Our results are consistent with theories of automaticity that propose that skilled performance relies on implicit knowledge, whereas novice performance relies on explicit knowledge (Anderson, 1982; Beilock & Carr, 2001; Beilock, Wierenga, & Carr, 2002; Fitts & Posner, 1967; Logan, 1988), and with hierarchical theories of skilled performance that suggest that higher levels use explicit knowledge, whereas lower levels use implicit knowledge (Logan & Crump, 2011; Shaffer, 1976; Sternberg et al., 1990). Theories of automaticity and hierarchical control do not specify the nature of the explicit knowledge in general; it can vary with the nature of the skill and with the specific models of novice performance. At present, no theories have addressed novice typing. Our results should inform the development of such theories: Experiments 1, 2, 3 suggest that explicit knowledge is forgotten or is inaccessible if it has been learned. Experiment 4 suggests that typists may never have learned it in the first place.
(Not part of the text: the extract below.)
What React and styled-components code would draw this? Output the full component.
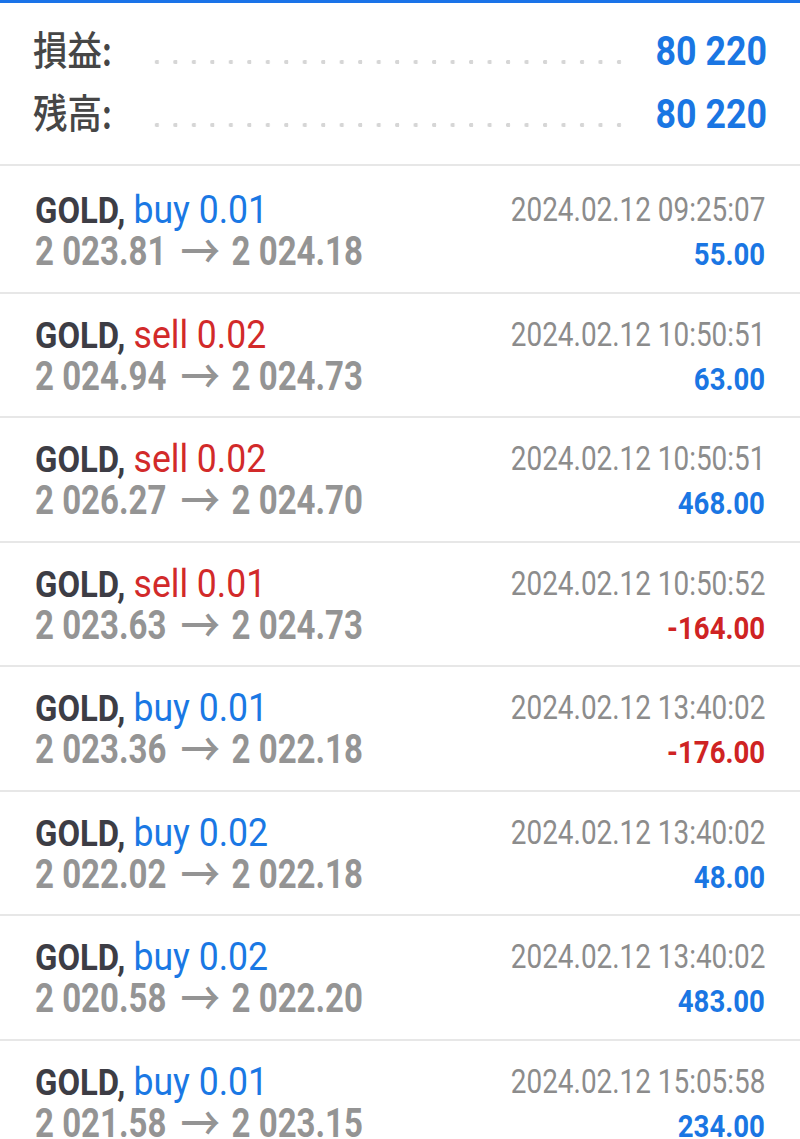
import React from "react";
import styled, { createGlobalStyle } from "styled-components";

const GlobalStyle = createGlobalStyle`
  html, body {
    margin: 0;
    padding: 0;
    background: #ffffff;
  }
  body {
    font-family: Roboto, "Noto Sans", "Liberation Sans", sans-serif;
    -webkit-font-smoothing: antialiased;
  }
`;

const trades = [
  { side: "buy", lot: "0.01", open: "2 023.81", close: "2 024.18", time: "2024.02.12 09:25:07", profit: "55.00" },
  { side: "sell", lot: "0.02", open: "2 024.94", close: "2 024.73", time: "2024.02.12 10:50:51", profit: "63.00" },
  { side: "sell", lot: "0.02", open: "2 026.27", close: "2 024.70", time: "2024.02.12 10:50:51", profit: "468.00" },
  { side: "sell", lot: "0.01", open: "2 023.63", close: "2 024.73", time: "2024.02.12 10:50:52", profit: "-164.00" },
  { side: "buy", lot: "0.01", open: "2 023.36", close: "2 022.18", time: "2024.02.12 13:40:02", profit: "-176.00" },
  { side: "buy", lot: "0.02", open: "2 022.02", close: "2 022.18", time: "2024.02.12 13:40:02", profit: "48.00" },
  { side: "buy", lot: "0.02", open: "2 020.58", close: "2 022.20", time: "2024.02.12 13:40:02", profit: "483.00" },
  { side: "buy", lot: "0.01", open: "2 021.58", close: "2 023.15", time: "2024.02.12 15:05:58", profit: "234.00" },
];

const App = () => {
  return (
    <Page>
      <GlobalStyle />
      <TopBar />
      <Summary>
        <SummaryRow>
          <Label>損益:</Label>
          <Leader />
          <Value>80 220</Value>
        </SummaryRow>
        <SummaryRow>
          <Label>残高:</Label>
          <Leader />
          <Value>80 220</Value>
        </SummaryRow>
      </Summary>
      <List>
        {trades.map((t, i) => (
          <TradeRow key={i}>
            <LeftCol>
              <Title>
                <Symbol>GOLD,</Symbol> <Side $side={t.side}>{t.side} {t.lot}</Side>
              </Title>
              <Prices>
                {t.open}<Arrow>→</Arrow>{t.close}
              </Prices>
            </LeftCol>
            <RightCol>
              <Time>{t.time}</Time>
              <Profit $negative={t.profit.startsWith("-")}>{t.profit}</Profit>
            </RightCol>
          </TradeRow>
        ))}
      </List>
    </Page>
  );
};

export default App;

const Page = styled.div`
  width: 800px;
  overflow: hidden;
  background: #fff;
`;

const TopBar = styled.div`
  height: 3px;
  background: #1a73e8;
`;

const Summary = styled.div`
  padding: 17px 33px 18px;
  border-bottom: 2px solid #e7e7e7;
`;

const SummaryRow = styled.div`
  display: grid;
  grid-template-columns: 115px 1fr 139px;
  height: 63px;
  align-items: center;
`;

const Label = styled.span`
  display: inline-block;
  align-self: start;
  font-family: "Noto Sans CJK JP", "Noto Sans CJK SC", sans-serif;
  font-size: 40px;
  font-weight: 500;
  line-height: 57px;
  color: #464646;
  white-space: nowrap;
  transform: scaleX(0.86);
  transform-origin: left center;
`;

const Leader = styled.div`
  align-self: stretch;
  background-image: radial-gradient(circle, #d6d6d6 2px, transparent 2.4px);
  background-size: 17.8px 6px;
  background-repeat: space no-repeat;
  background-position: 0 39px;
`;

const Value = styled.span`
  display: block;
  text-align: right;
  font-size: 40px;
  font-weight: 700;
  line-height: 63px;
  color: #1a76e3;
  white-space: nowrap;
  transform: scaleX(0.895);
  transform-origin: right center;
`;

const List = styled.div`
  display: flex;
  flex-direction: column;
  padding-top: 3px;
`;

const TradeRow = styled.div`
  box-sizing: border-box;
  height: 124.5px;
  padding: 20px 35px 0 35px;
  display: flex;
  justify-content: space-between;
  border-bottom: 2px solid #e7e7e7;
`;

const LeftCol = styled.div`
  display: flex;
  flex-direction: column;
  white-space: nowrap;
`;

const RightCol = styled.div`
  display: flex;
  flex-direction: column;
  align-items: flex-end;
  white-space: nowrap;
`;

const Title = styled.div`
  font-size: 36.5px;
  line-height: 41px;
  transform: scaleX(0.9);
  transform-origin: left center;
`;

const Symbol = styled.span`
  font-weight: 700;
  color: #3d3d45;
`;

const Side = styled.span`
  font-size: 39.5px;
  font-weight: 400;
  color: ${(p) => (p.$side === "sell" ? "#d22a2a" : "#1a78e4")};
`;

const Prices = styled.div`
  font-size: 40px;
  font-weight: 700;
  line-height: 42px;
  color: #949494;
  transform: scaleX(0.825);
  transform-origin: left center;
`;

const Arrow = styled.span`
  font-family: "Noto Sans CJK JP", "DejaVu Sans", sans-serif;
  font-weight: 500;
  font-size: 48px;
  line-height: 0;
  vertical-align: -4px;
  margin: 0 14px 0 17px;
`;

const Time = styled.div`
  font-size: 34px;
  line-height: 41px;
  color: #8c8c8c;
  transform: scaleX(0.82);
  transform-origin: right center;
`;

const Profit = styled.div`
  font-size: 31px;
  font-weight: 700;
  line-height: 50px;
  color: ${(p) => (p.$negative ? "#cf2323" : "#1a76e3")};
  transform: scaleX(0.89);
  transform-origin: right center;
`;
Our results show that daily exposure to an object is not sufficient to produce complete explicit knowledge of the object in memory. Despite the consistency of these findings with previous research and theory, we find it surprising that skilled typists know so little about the keyboard. Typing is a complex task, and directing the fingers to the correct location in the correct order requires an extensive amount of control. Even so, it appears that we are as oblivious to the keyboard as we are to the coins that we spend and the elevator buttons that we push every day.